----- DATASET EXTRACT -----

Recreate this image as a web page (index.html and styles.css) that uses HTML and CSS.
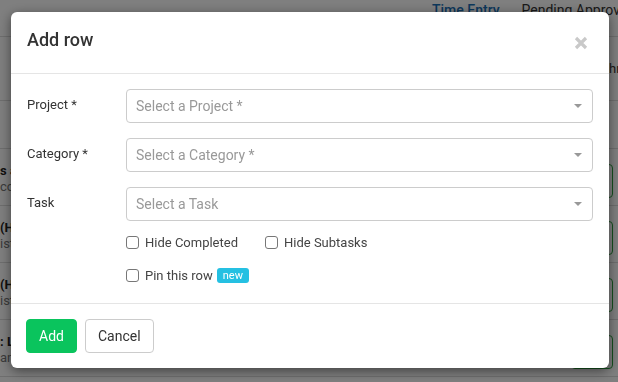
FILE: index.html
```html
<!DOCTYPE html>
<html lang="en">
<head>
    <meta charset="UTF-8">
    <meta name="viewport" content="width=device-width, initial-scale=1.0">
    <title>Time Entry - Add row</title>
    <link rel="stylesheet" href="styles.css">
</head>
<body>
    <!-- Page behind the dialog -->
    <div class="page">
        <div class="topnav">
            <span class="tab active">Time Entry</span>
            <span class="tab">Pending Approvals</span>
        </div>
        <div class="summary">
            <span class="summary-total">hrs</span>
        </div>
        <div class="table-head"></div>
        <div class="entry-row">
            <div class="entry-text">
                <div class="entry-name">s a</div>
                <div class="entry-sub">co</div>
            </div>
            <div class="hours-box"></div>
        </div>
        <div class="entry-row">
            <div class="entry-text">
                <div class="entry-name">(H</div>
                <div class="entry-sub">ist</div>
            </div>
            <div class="hours-box"></div>
        </div>
        <div class="entry-row">
            <div class="entry-text">
                <div class="entry-name">(H</div>
                <div class="entry-sub">ist</div>
            </div>
            <div class="hours-box"></div>
        </div>
        <div class="entry-row">
            <div class="entry-text">
                <div class="entry-name">: L</div>
                <div class="entry-sub">an</div>
            </div>
            <div class="hours-box"></div>
        </div>
    </div>

    <div class="backdrop"></div>

    <!-- Add row dialog -->
    <div class="modal-wrap">
        <div class="modal">
            <div class="modal-header">
                <h4 class="modal-title">Add row</h4>
                <button class="close-btn" type="button" aria-label="Close">
                    <svg width="14" height="14" viewBox="0 0 14 14">
                        <path d="M2 2 L12 12 M12 2 L2 12" stroke="#c9c9c9" stroke-width="3.2" stroke-linecap="butt"/>
                    </svg>
                </button>
            </div>

            <div class="modal-body">
                <div class="form-row">
                    <label class="form-label">Project *</label>
                    <div class="select-box">
                        <span class="placeholder">Select a Project *</span>
                        <span class="caret"></span>
                    </div>
                </div>
                <div class="form-row">
                    <label class="form-label">Category *</label>
                    <div class="select-box">
                        <span class="placeholder">Select a Category *</span>
                        <span class="caret"></span>
                    </div>
                </div>
                <div class="form-row">
                    <label class="form-label">Task</label>
                    <div class="select-box">
                        <span class="placeholder">Select a Task</span>
                        <span class="caret"></span>
                    </div>
                </div>

                <div class="check-row first">
                    <label class="check"><input type="checkbox"> Hide Completed</label>
                    <label class="check"><input type="checkbox"> Hide Subtasks</label>
                </div>
                <div class="check-row">
                    <label class="check pin"><input type="checkbox"> Pin this row</label>
                    <span class="badge">new</span>
                </div>
            </div>

            <div class="modal-footer">
                <button class="btn btn-add" type="button">Add</button>
                <button class="btn btn-cancel" type="button">Cancel</button>
            </div>
        </div>
    </div>
</body>
</html>
```

FILE: styles.css
```css
body {
    font-family: Roboto, "Liberation Sans", Arial, sans-serif;
    margin: 0;
    background-color: #fff;
    color: #333;
    overflow: hidden;
}

/* background page */
.page {
    width: 618px;
}
.topnav {
    height: 36px;
    border-bottom: 1px solid #ddd;
    padding-left: 432px;
    display: flex;
    gap: 22px;
    white-space: nowrap;
    overflow: hidden;
}
.tab {
    font-size: 14px;
    line-height: 20px;
    color: #333;
}
.tab.active {
    color: #1a70b8;
    font-weight: 500;
}
.summary {
    height: 63px;
    border-bottom: 1px solid #ddd;
    padding-left: 609px;
    display: flex;
    align-items: center;
    white-space: nowrap;
    overflow: hidden;
}
.summary-total {
    font-size: 13px;
}
.table-head {
    height: 47px;
    border-bottom: 1px solid #ddd;
}
.entry-row {
    height: 56px;
    border-bottom: 1px solid #ddd;
    display: flex;
    align-items: flex-start;
}
.entry-text {
    flex: 1;
    padding-top: 14px;
    font-size: 13px;
    line-height: 16px;
    white-space: nowrap;
}
.entry-name {
    font-weight: bold;
    color: #222;
}
.entry-sub {
    color: #777;
}
.hours-box {
    width: 40px;
    height: 32px;
    margin: 15px 5px 0 0;
    border: 1px solid #2aa13c;
    border-radius: 4px;
}

.backdrop {
    position: fixed;
    inset: 0;
    background-color: rgba(0,0,0,0.5);
}

/* dialog */
.modal-wrap {
    position: fixed;
    inset: 0;
    padding: 12px 0 0 11px;
}
.modal {
    width: 598px;
    background-color: #fff;
    border-radius: 6px;
    box-shadow: 0 3px 12px rgba(0,0,0,0.5);
}
.modal-header {
    height: 62px;
    box-sizing: border-box;
    padding: 18px 21px 0 16px;
    border-bottom: 1px solid #e5e5e5;
    display: flex;
    justify-content: space-between;
    align-items: flex-start;
}
.modal-title {
    margin: 0;
    font-size: 18px;
    line-height: 20px;
    font-weight: 500;
    color: #333;
}
.close-btn {
    border: none;
    background: none;
    padding: 0;
    margin-top: 6px;
    width: 14px;
    height: 14px;
    cursor: pointer;
}
.close-btn svg {
    display: block;
}

.modal-body {
    padding: 15px 16px 18px 16px;
}
.form-row {
    display: grid;
    grid-template-columns: 99px 1fr;
    margin-bottom: 15px;
}
.form-label {
    font-size: 13px;
    line-height: 18px;
    padding-top: 7px;
    color: #333;
}
.select-box {
    height: 34px;
    box-sizing: border-box;
    border: 1px solid #ccc;
    border-radius: 4px;
    padding: 0 10px 0 9px;
    display: flex;
    align-items: center;
    justify-content: space-between;
}
.placeholder {
    font-size: 14px;
    color: #999;
}
.caret {
    width: 0;
    height: 0;
    border-left: 4px solid transparent;
    border-right: 4px solid transparent;
    border-top: 4px solid #999;
}

.check-row {
    margin-left: 99px;
    height: 20px;
    display: flex;
    align-items: center;
    margin-top: 13px;
}
.check-row.first {
    margin-top: -4px;
}
.check {
    display: flex;
    align-items: center;
    font-size: 13px;
    color: #444;
    margin-right: 27px;
    white-space: nowrap;
}
.check.pin {
    margin-right: 4px;
}
.check input {
    appearance: none;
    width: 13px;
    height: 13px;
    margin: 0 6px 0 0;
    border: 1px solid #777;
    border-radius: 3px;
    background: #fff;
}
.badge {
    height: 15px;
    line-height: 15px;
    padding: 0 6px;
    font-size: 11px;
    color: #fff;
    background-color: #25c0e2;
    border-radius: 3px;
}

.modal-footer {
    border-top: 1px solid #e5e5e5;
    padding: 15px;
    display: flex;
    gap: 8px;
}
.btn {
    height: 34px;
    padding: 0 12px;
    font-family: inherit;
    font-size: 14px;
    border-radius: 4px;
    cursor: pointer;
}
.btn-add {
    background-color: #0ac45d;
    border: 1px solid #0ac45d;
    color: #fff;
}
.btn-cancel {
    background-color: #fff;
    border: 1px solid #ccc;
    color: #333;
}
```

-----

YOUR INSTRUCTIONS | Quote the data exactly, leaving every image out of the copy.

OUTPUT OF THE TASK |
Recreate this image as a web page (index.html and styles.css) that uses HTML and CSS.
FILE: index.html
```html
<!DOCTYPE html>
<html lang="en">
<head>
    <meta charset="UTF-8">
    <meta name="viewport" content="width=device-width, initial-scale=1.0">
    <title>Time Entry - Add row</title>
    <link rel="stylesheet" href="styles.css">
</head>
<body>
    <!-- Page behind the dialog -->
    <div class="page">
        <div class="topnav">
            <span class="tab active">Time Entry</span>
            <span class="tab">Pending Approvals</span>
        </div>
        <div class="summary">
            <span class="summary-total">hrs</span>
        </div>
        <div class="table-head"></div>
        <div class="entry-row">
            <div class="entry-text">
                <div class="entry-name">s a</div>
                <div class="entry-sub">co</div>
            </div>
            <div class="hours-box"></div>
        </div>
        <div class="entry-row">
            <div class="entry-text">
                <div class="entry-name">(H</div>
                <div class="entry-sub">ist</div>
            </div>
            <div class="hours-box"></div>
        </div>
        <div class="entry-row">
            <div class="entry-text">
                <div class="entry-name">(H</div>
                <div class="entry-sub">ist</div>
            </div>
            <div class="hours-box"></div>
        </div>
        <div class="entry-row">
            <div class="entry-text">
                <div class="entry-name">: L</div>
                <div class="entry-sub">an</div>
            </div>
            <div class="hours-box"></div>
        </div>
    </div>

    <div class="backdrop"></div>

    <!-- Add row dialog -->
    <div class="modal-wrap">
        <div class="modal">
            <div class="modal-header">
                <h4 class="modal-title">Add row</h4>
                <button class="close-btn" type="button" aria-label="Close">
                    <svg width="14" height="14" viewBox="0 0 14 14">
                        <path d="M2 2 L12 12 M12 2 L2 12" stroke="#c9c9c9" stroke-width="3.2" stroke-linecap="butt"/>
                    </svg>
                </button>
            </div>

            <div class="modal-body">
                <div class="form-row">
                    <label class="form-label">Project *</label>
                    <div class="select-box">
                        <span class="placeholder">Select a Project *</span>
                        <span class="caret"></span>
                    </div>
                </div>
                <div class="form-row">
                    <label class="form-label">Category *</label>
                    <div class="select-box">
                        <span class="placeholder">Select a Category *</span>
                        <span class="caret"></span>
                    </div>
                </div>
                <div class="form-row">
                    <label class="form-label">Task</label>
                    <div class="select-box">
                        <span class="placeholder">Select a Task</span>
                        <span class="caret"></span>
                    </div>
                </div>

                <div class="check-row first">
                    <label class="check"><input type="checkbox"> Hide Completed</label>
                    <label class="check"><input type="checkbox"> Hide Subtasks</label>
                </div>
                <div class="check-row">
                    <label class="check pin"><input type="checkbox"> Pin this row</label>
                    <span class="badge">new</span>
                </div>
            </div>

            <div class="modal-footer">
                <button class="btn btn-add" type="button">Add</button>
                <button class="btn btn-cancel" type="button">Cancel</button>
            </div>
        </div>
    </div>
</body>
</html>
```

FILE: styles.css
```css
body {
    font-family: Roboto, "Liberation Sans", Arial, sans-serif;
    margin: 0;
    background-color: #fff;
    color: #333;
    overflow: hidden;
}

/* background page */
.page {
    width: 618px;
}
.topnav {
    height: 36px;
    border-bottom: 1px solid #ddd;
    padding-left: 432px;
    display: flex;
    gap: 22px;
    white-space: nowrap;
    overflow: hidden;
}
.tab {
    font-size: 14px;
    line-height: 20px;
    color: #333;
}
.tab.active {
    color: #1a70b8;
    font-weight: 500;
}
.summary {
    height: 63px;
    border-bottom: 1px solid #ddd;
    padding-left: 609px;
    display: flex;
    align-items: center;
    white-space: nowrap;
    overflow: hidden;
}
.summary-total {
    font-size: 13px;
}
.table-head {
    height: 47px;
    border-bottom: 1px solid #ddd;
}
.entry-row {
    height: 56px;
    border-bottom: 1px solid #ddd;
    display: flex;
    align-items: flex-start;
}
.entry-text {
    flex: 1;
    padding-top: 14px;
    font-size: 13px;
    line-height: 16px;
    white-space: nowrap;
}
.entry-name {
    font-weight: bold;
    color: #222;
}
.entry-sub {
    color: #777;
}
.hours-box {
    width: 40px;
    height: 32px;
    margin: 15px 5px 0 0;
    border: 1px solid #2aa13c;
    border-radius: 4px;
}

.backdrop {
    position: fixed;
    inset: 0;
    background-color: rgba(0,0,0,0.5);
}

/* dialog */
.modal-wrap {
    position: fixed;
    inset: 0;
    padding: 12px 0 0 11px;
}
.modal {
    width: 598px;
    background-color: #fff;
    border-radius: 6px;
    box-shadow: 0 3px 12px rgba(0,0,0,0.5);
}
.modal-header {
    height: 62px;
    box-sizing: border-box;
    padding: 18px 21px 0 16px;
    border-bottom: 1px solid #e5e5e5;
    display: flex;
    justify-content: space-between;
    align-items: flex-start;
}
.modal-title {
    margin: 0;
    font-size: 18px;
    line-height: 20px;
    font-weight: 500;
    color: #333;
}
.close-btn {
    border: none;
    background: none;
    padding: 0;
    margin-top: 6px;
    width: 14px;
    height: 14px;
    cursor: pointer;
}
.close-btn svg {
    display: block;
}

.modal-body {
    padding: 15px 16px 18px 16px;
}
.form-row {
    display: grid;
    grid-template-columns: 99px 1fr;
    margin-bottom: 15px;
}
.form-label {
    font-size: 13px;
    line-height: 18px;
    padding-top: 7px;
    color: #333;
}
.select-box {
    height: 34px;
    box-sizing: border-box;
    border: 1px solid #ccc;
    border-radius: 4px;
    padding: 0 10px 0 9px;
    display: flex;
    align-items: center;
    justify-content: space-between;
}
.placeholder {
    font-size: 14px;
    color: #999;
}
.caret {
    width: 0;
    height: 0;
    border-left: 4px solid transparent;
    border-right: 4px solid transparent;
    border-top: 4px solid #999;
}

.check-row {
    margin-left: 99px;
    height: 20px;
    display: flex;
    align-items: center;
    margin-top: 13px;
}
.check-row.first {
    margin-top: -4px;
}
.check {
    display: flex;
    align-items: center;
    font-size: 13px;
    color: #444;
    margin-right: 27px;
    white-space: nowrap;
}
.check.pin {
    margin-right: 4px;
}
.check input {
    appearance: none;
    width: 13px;
    height: 13px;
    margin: 0 6px 0 0;
    border: 1px solid #777;
    border-radius: 3px;
    background: #fff;
}
.badge {
    height: 15px;
    line-height: 15px;
    padding: 0 6px;
    font-size: 11px;
    color: #fff;
    background-color: #25c0e2;
    border-radius: 3px;
}

.modal-footer {
    border-top: 1px solid #e5e5e5;
    padding: 15px;
    display: flex;
    gap: 8px;
}
.btn {
    height: 34px;
    padding: 0 12px;
    font-family: inherit;
    font-size: 14px;
    border-radius: 4px;
    cursor: pointer;
}
.btn-add {
    background-color: #0ac45d;
    border: 1px solid #0ac45d;
    color: #fff;
}
.btn-cancel {
    background-color: #fff;
    border: 1px solid #ccc;
    color: #333;
}
```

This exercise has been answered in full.